Museum of Jurassic Technology
9341 Venice Blvd, Culver City
Photos are verboten inside this museum which adds to the mystique.
The best description of this quirky little museum comes from the Smithsonian magazine:
“The Jurassic Technology Museum is a witty, self-conscious homage to private museums of yore, such as the 16th-century Ashmolean at Oxford, where objects from science, nature and art were displayed for the “rational amusement” of scholars, and the 19th-century Philadelphia Museum, with its bird skeletons and mastodon bones. The phrase “Jurassic technology” is not meant literally. Instead, it evokes an era when natural history was only barely charted by science, and museums were closer to Renaissance cabinets of curiosity.”
Velveteria
711 New High Street
The Velveteria has a collection of more than 3000 velvet paintings and at any one time, more than 500 can be viewed on the walls. The museum is broken down into thematic sections including a section dedicated to President John F. Kennedy, another to influential Californians, and one section, lord help us, dedicated to clowns.

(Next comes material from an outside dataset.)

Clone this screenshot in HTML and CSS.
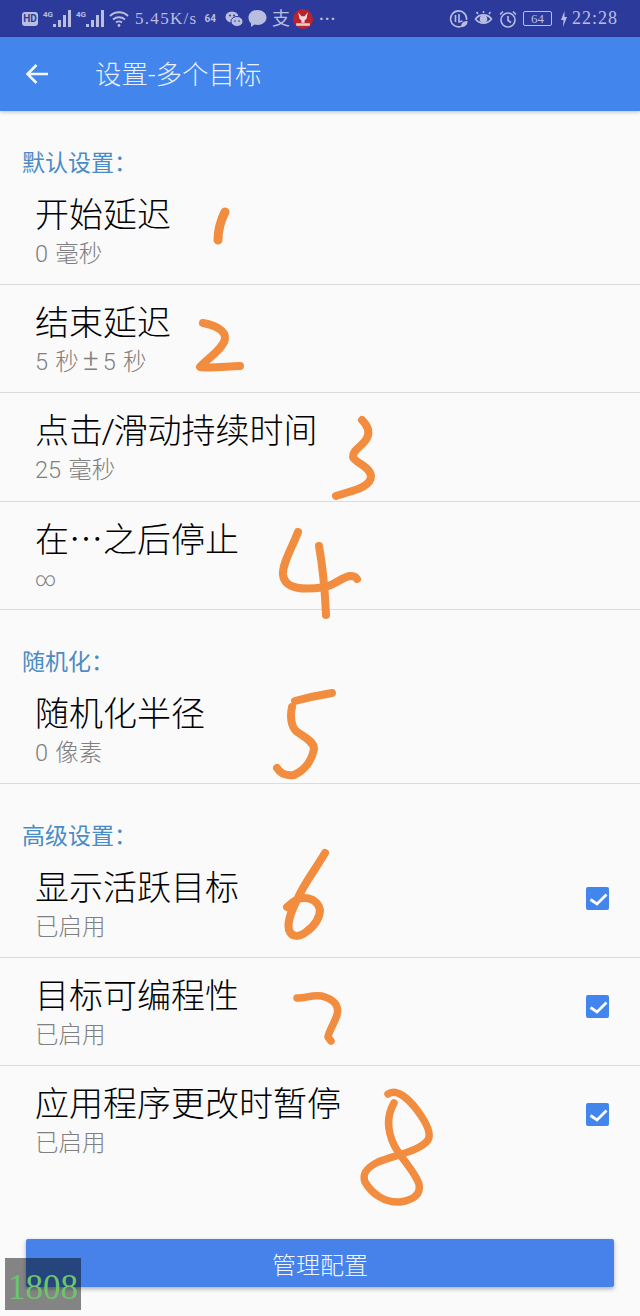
FILE: index.html
```html
<!DOCTYPE html>
<html lang="zh-CN">
<head>
    <meta charset="UTF-8">
    <meta name="viewport" content="width=device-width, initial-scale=1.0">
    <title>设置-多个目标</title>
    <link rel="stylesheet" href="styles.css">
</head>
<body>
    <div class="container">
        <div class="status-bar">
            <div class="status-left">
                <span class="hd-badge">HD</span>
                <span class="signal">
                    <span class="signal-label">4G</span>
                    <svg width="18" height="17" viewBox="0 0 18 17"><path d="M0 14h3v3H0zM5 10h3v7H5zM10 5h3v12h-3zM15 0h3v17h-3z" fill="#b9bedf"/></svg>
                </span>
                <span class="signal">
                    <span class="signal-label">4G</span>
                    <svg width="18" height="17" viewBox="0 0 18 17"><path d="M0 14h3v3H0zM5 10h3v7H5zM10 5h3v12h-3zM15 0h3v17h-3z" fill="#b9bedf"/></svg>
                </span>
                <svg class="wifi" width="20" height="17" viewBox="0 0 20 17" fill="none" stroke="#b9bedf" stroke-width="1.8"><path d="M1 6c5-5 13-5 18 0M4 9.500c3.500-3 8.500-3 12 0M7 12.500c2-1.500 4-1.500 6 0"/><circle cx="10" cy="15.500" r="1.400" fill="#b9bedf" stroke="none"/></svg>
                <span class="net-speed">5.45K/s</span>
                <span class="small-num">64</span>
                <svg class="wechat" width="18" height="16" viewBox="0 0 18 16"><ellipse cx="7" cy="6" rx="6.500" ry="5.500" fill="#b9bedf"/><ellipse cx="12" cy="10.500" rx="6" ry="5" fill="#b9bedf" stroke="#2c3a9c"/><circle cx="5" cy="4.500" r="1" fill="#2c3a9c"/><circle cx="9" cy="4.500" r="1" fill="#2c3a9c"/><circle cx="10" cy="10" r=".8" fill="#2c3a9c"/><circle cx="14" cy="10" r=".8" fill="#2c3a9c"/></svg>
                <svg class="bubble" width="19" height="17" viewBox="0 0 19 17"><path d="M9.500 0c5 0 9 3.300 9 7.500S14.500 15 9.500 15c-1 0-2-.1-3-.4L3 17v-3.700C1.400 12 .5 9.900.5 7.500.5 3.300 4.500 0 9.500 0z" fill="#b9bedf"/></svg>
                <span class="alipay">支</span>
                <svg class="app-logo" width="20" height="20" viewBox="0 0 19 19"><circle cx="9.500" cy="9.500" r="9.500" fill="#b5252f"/><path d="M5 3l3 4h3l3-4-1 6-2 2v2H8v-2L6 9z" fill="#f3d9d9"/><rect x="3" y="13.500" width="13" height="2.500" fill="#e8c9c9"/></svg>
                <span class="more-dots">···</span>
            </div>
            <div class="status-right">
                <svg width="19" height="19" viewBox="0 0 19 19" fill="none" stroke="#b9bedf" stroke-width="1.6"><path d="M12 17.500a8 8 0 1 1 5.500-6.500"/><path d="M6.500 6v7M10 5v8l3.500-1"/><path d="M12 18c0-4 2.500-6 6.500-6 0 4-2.500 6-6.500 6z" fill="#b9bedf" stroke="none"/></svg>
                <svg width="19" height="17" viewBox="0 0 19 17" fill="none" stroke="#b9bedf" stroke-width="1.6"><path d="M1.500 9c4-5.500 12-5.500 16 0-4 5.500-12 5.500-16 0z"/><circle cx="9.500" cy="9" r="3" fill="#b9bedf"/><path d="M4 4L2.500 2M9.500 3V1M15 4l1.500-2"/></svg>
                <svg width="18" height="18" viewBox="0 0 18 18" fill="none" stroke="#b9bedf" stroke-width="1.6"><circle cx="9" cy="10" r="7"/><path d="M9 6v4.500l3 2M1 4.500L4 1.500M17 4.500L14 1.500"/></svg>
                <span class="battery"><span class="battery-level">64</span></span>
                <svg class="bolt" width="6" height="16" viewBox="0 0 6 16"><path d="M3.500 0L0 9h2.500L2 16l4-10H3.500z" fill="#b9bedf"/></svg>
                <span class="clock">22:28</span>
            </div>
        </div>

        <header class="app-bar">
            <svg class="back-icon" width="24" height="22" viewBox="0 0 24 22" fill="none" stroke="#f2f6fe" stroke-width="2.6"><path d="M23 11H3M11.500 2L2.500 11l9 9"/></svg>
            <span class="app-title">设置-多个目标</span>
        </header>

        <main class="settings">
            <section class="group">
                <h2 class="group-title">默认设置：</h2>
                <div class="row">
                    <div class="row-text"><div class="row-title">开始延迟</div><div class="row-sub">0 毫秒</div></div>
                </div>
                <div class="row">
                    <div class="row-text"><div class="row-title">结束延迟</div><div class="row-sub">5 秒<span class="plus-minus">±</span>5 秒</div></div>
                </div>
                <div class="row">
                    <div class="row-text"><div class="row-title">点击<span class="slash">/</span>滑动持续时间</div><div class="row-sub">25 毫秒</div></div>
                </div>
                <div class="row">
                    <div class="row-text"><div class="row-title">在⋯之后停止</div><div class="row-sub infinity">∞</div></div>
                </div>
            </section>
            <section class="group">
                <h2 class="group-title">随机化：</h2>
                <div class="row">
                    <div class="row-text"><div class="row-title">随机化半径</div><div class="row-sub">0 像素</div></div>
                </div>
            </section>
            <section class="group">
                <h2 class="group-title">高级设置：</h2>
                <div class="row">
                    <div class="row-text"><div class="row-title">显示活跃目标</div><div class="row-sub">已启用</div></div>
                    <span class="checkbox"><svg width="23" height="23" viewBox="0 0 23 23" fill="none" stroke="#fff" stroke-width="2.8"><path d="M4.500 12.500l6.500 4.500 9.500-9.500"/></svg></span>
                </div>
                <div class="row">
                    <div class="row-text"><div class="row-title">目标可编程性</div><div class="row-sub">已启用</div></div>
                    <span class="checkbox"><svg width="23" height="23" viewBox="0 0 23 23" fill="none" stroke="#fff" stroke-width="2.8"><path d="M4.500 12.500l6.500 4.500 9.500-9.500"/></svg></span>
                </div>
                <div class="row row-last">
                    <div class="row-text"><div class="row-title">应用程序更改时暂停</div><div class="row-sub">已启用</div></div>
                    <span class="checkbox"><svg width="23" height="23" viewBox="0 0 23 23" fill="none" stroke="#fff" stroke-width="2.8"><path d="M4.500 12.500l6.500 4.500 9.500-9.500"/></svg></span>
                </div>
            </section>
        </main>

        <div class="footer">
            <button class="manage-button">管理配置</button>
        </div>
    </div>

    <!-- hand drawn numbers on top of the screenshot -->
    <svg class="scribbles" width="640" height="1316" viewBox="0 0 640 1316" fill="none" stroke="#f28c3f" stroke-width="8" stroke-linecap="round" stroke-linejoin="round">
        <path d="M225 212C221 220 218 230 218 240" stroke-width="9"/>
        <path d="M203 323C214 325 226 330 225 339C223 349 208 358 200 367C212 369 228 366 240 366"/>
        <path d="M362 420C368 426 370 432 367 438C363 446 352 450 353 457C355 463 370 466 371 476C371 488 350 491 336 496"/>
        <path d="M298 532C292 548 282 564 283 575C285 590 305 590 325 587C335 585 342 577 350 576C353 576 356 577 357 579"/>
        <path d="M319 546C323 568 325 592 326 615"/>
        <path d="M332 693C320 695 306 698 295 701"/>
        <path d="M292 707C290 716 291 726 296 731C304 737 314 741 314 749C312 760 305 770 294 775C286 776 280 773 277 768"/>
        <path d="M325 853C315 870 303 885 297 900C291 912 287 922 289 930C292 938 300 937 306 932C315 926 320 917 320 910C318 900 308 896 298 899C294 901 290 904 287 907"/>
        <path d="M297 998C305 999 315 993 325 997C336 1001 339 1007 337 1015C334 1024 329 1031 328 1037L331 1041" stroke-width="7.5"/>
        <path d="M388 1094C396 1088 408 1098 417 1110C426 1122 432 1133 428 1140C420 1151 395 1155 378 1162C366 1168 362 1174 365 1182C372 1194 385 1203 400 1202C414 1200 421 1194 419 1184C414 1170 402 1160 394 1145C387 1130 387 1115 394 1103" stroke-width="7.5"/>
    </svg>

    <div class="frame-counter">1808</div>
</body>
</html>
```

FILE: styles.css
```css
* {
    box-sizing: border-box;
}

body {
    margin: 0;
    background-color: #fafafa;
    font-family: Roboto, "Noto Sans CJK SC", sans-serif;
    color: #1a1a1a;
}

.container {
    display: flex;
    flex-direction: column;
    height: 100vh;
}

.status-bar {
    display: flex;
    justify-content: space-between;
    align-items: center;
    flex-shrink: 0;
    height: 37px;
    padding: 0 22px 0 22px;
    background-color: #2c3a9c;
    color: #b9bedf;
}

.status-left,
.status-right {
    display: flex;
    align-items: center;
}

.hd-badge {
    width: 16px;
    height: 14px;
    border-radius: 3px;
    background-color: #b9bedf;
    color: #2c3a9c;
    font-size: 10px;
    font-weight: bold;
    line-height: 14px;
    text-align: center;
}

.signal {
    display: flex;
    align-items: flex-start;
    margin-left: 5px;
}

.signal-label {
    width: 10px;
    font-size: 8px;
    font-weight: bold;
    line-height: 10px;
}

.wifi {
    margin-left: 5px;
}

.net-speed {
    margin-left: 6px;
    font-family: "Liberation Serif", serif;
    font-size: 17px;
    letter-spacing: 1.3px;
}

.small-num {
    margin-left: 7px;
    font-size: 10px;
    font-weight: bold;
}

.wechat {
    margin-left: 9px;
}

.bubble {
    margin-left: 5px;
}

.alipay {
    margin-left: 5px;
    font-size: 18px;
    line-height: 18px;
}

.app-logo {
    margin-left: 3px;
}

.more-dots {
    margin-left: 6px;
    font-size: 16px;
    font-weight: bold;
    letter-spacing: 1px;
}

.status-right svg {
    margin-right: 6px;
}

.battery {
    display: block;
    width: 29px;
    height: 15px;
    margin-right: 9px;
    border: 1px solid #b9bedf;
    border-radius: 2px;
    font-family: "Liberation Serif", serif;
    font-size: 13px;
    line-height: 13px;
    text-align: center;
}

.status-right .bolt {
    margin-right: 5px;
}

.clock {
    font-family: "Liberation Serif", serif;
    font-size: 18px;
    letter-spacing: 1px;
}

.app-bar {
    display: flex;
    align-items: center;
    flex-shrink: 0;
    height: 74px;
    padding-left: 25px;
    background-color: #4285ec;
    box-shadow: 0 1px 4px rgba(0, 0, 0, 0.25);
}

.back-icon {
    margin-right: 46px;
}

.app-title {
    margin-bottom: 3px;
    font-size: 26.5px;
    font-weight: 300;
    color: #e9f0fd;
}

.settings {
    flex: 1;
    padding-top: 36px;
}

.group {
    margin-bottom: 36px;
}

.group-title {
    margin: 0;
    padding: 3px 0 0 22px;
    font-size: 23px;
    font-weight: normal;
    line-height: 27px;
    color: #4a8cc4;
}

.row {
    display: flex;
    justify-content: space-between;
    height: 108.2px;
    padding: 18px 31px 0 35px;
    border-bottom: 1px solid #dcdcdc;
}

.row-last {
    border-bottom: none;
}

.row-title {
    font-size: 34px;
    font-weight: 300;
    line-height: 40px;
    color: #000;
}

.slash {
    margin: 0 -1.5px;
}

.row-sub {
    margin-top: 4px;
    font-size: 23.5px;
    font-weight: 300;
    line-height: 30px;
    word-spacing: 1.5px;
    color: #808080;
}

.plus-minus {
    display: inline-block;
    width: 24px;
    font-size: 30px;
    line-height: 26px;
    text-align: center;
}

.infinity {
    font-size: 20px;
}

.checkbox {
    display: flex;
    width: 23px;
    height: 23px;
    margin-top: 19px;
    border-radius: 2px;
    background-color: #4285ec;
}

.footer {
    flex-shrink: 0;
    padding: 0 26px 29px;
}

.manage-button {
    display: block;
    width: 100%;
    height: 48px;
    border: none;
    border-radius: 2px;
    background-color: #4682ea;
    box-shadow: 0 2px 4px rgba(0, 0, 0, 0.3);
    color: #f0f5fe;
    font-family: inherit;
    font-size: 24px;
    font-weight: 300;
}

.scribbles {
    position: absolute;
    top: 0;
    left: 0;
    pointer-events: none;
}

.frame-counter {
    position: absolute;
    top: 1258px;
    left: 5px;
    width: 76px;
    height: 52px;
    padding-top: 10px;
    background-color: rgba(0, 0, 0, 0.47);
    color: #6cc56c;
    font-family: "Liberation Serif", serif;
    font-size: 35px;
    line-height: 40px;
    text-align: center;
}
```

If you’re thinking to yourself “how can a velvet painting collection be complete without a blacklight room?” don’t worry, they have that covered.
Museum of Broken Relationships
6751 Hollywood Blvd.
A museum of everyone, because everyone has experienced a broken heart. Except for that one guy who broke your heart. He’s cold and unfeeling but now you can put those broken pieces on display in a Los Angeles museum.
The Museum of Broken Relationships is made up of donated items that represent a broken relationship. As the museum says “Love relationships may end; relationships with family members, business partners, cities, religions and even with our former selves may end. But we learn and move on. The dislocation of a broken relationship may be isolating, but the experience is universal. No one is alone in this.”
The Animal Museum
421 Colyton Street
One of the youngest museums in the Arts District, The Animal Museum is also, arguably, the most unique. The museum’s mission is “dedicated to enriching the lives of animals and people through exploration of our shared experience. To this end, The Animal Museum promotes respect for life and compassionate ethics in advancing healthy, meaningful interconnections with the animal world.”
A solid example of what you’ll find at the museum is the recent exhibition “SPOM: Sexual Politics of Meat.” It explored “the ways that women and animals are marginalized and objectified in patriarchal cultures.”